The family of Antonio Torres didn’t feel better after the January 24 sentencing of James Lee Allen, now 18. In 2011 Torres was murdered at the age of 42 by a group of four teenagers in Oakland, California. Prosecutors said the armed teens were “hunting” for someone to rob. They stole a gold chain and an iPod from Torres before fatally shooting him in the back as he tried to run away. Allen didn’t shoot the gun that killed Torres, but he was charged as an adult with murder and robbery for participating in the crime, the Oakland Tribune reported.

Allen ultimately pleaded guilty to a lesser charge of involuntary manslaughter and was sentenced to 12 years, too short for the Torres family. “My concern is that he is going to come out [of prison] and hurt another family,” said Maria Torres. “They not only took my brother’s life away, they took a part of each of us.”

Some advocates would oppose ever trying these four offenders as adults, despite their horrific crime. Forget the question of whether 12 years is too light a sentence. These advocates do not want any incarceration for crimes committed by offenders under the age of 18, and their thinking has begun to influence our legal system.

Over the last eight years, the courts have made juvenile justice, even for the worst offenders, more and more lenient. This gradual evolution follows what Supreme Court Justice Anthony Kennedy has called, “the evolving standards of decency that mark the progress of a maturing society.”

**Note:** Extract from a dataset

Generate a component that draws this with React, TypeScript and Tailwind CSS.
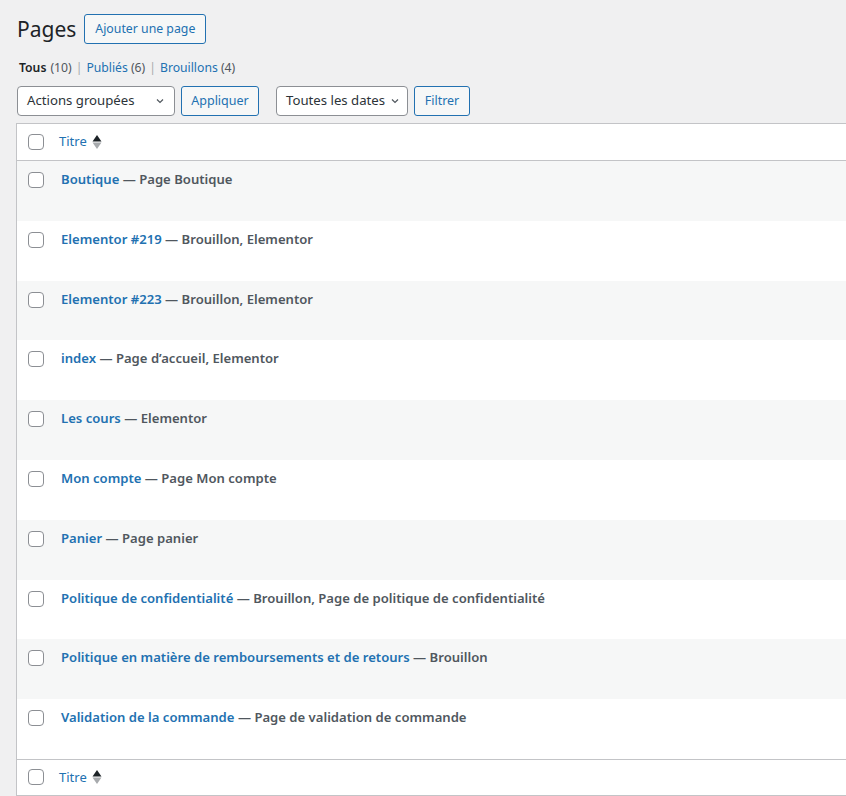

Those evolving standards have largely been driven by two left-wing philanthropies, the Annie E. Casey Foundation and the John D. and Catherine T. MacArthur Foundation. These two funders have battled the get-tough-on-crime approach of the 1990s and pushed for alternatives to incarceration for youth offenders. They have also opposed trying minors as adults. These organizations and their allies have had their way in abolishing the death penalty for juveniles (thanks to Justice Kennedy), and eliminating—in most cases—life sentences for youth murderers. They have also forged a tight-knit relationship with the Obama Justice Department and swayed the thinking of a majority of states across the country (red and blue) on the issue of crime and punishment for minors.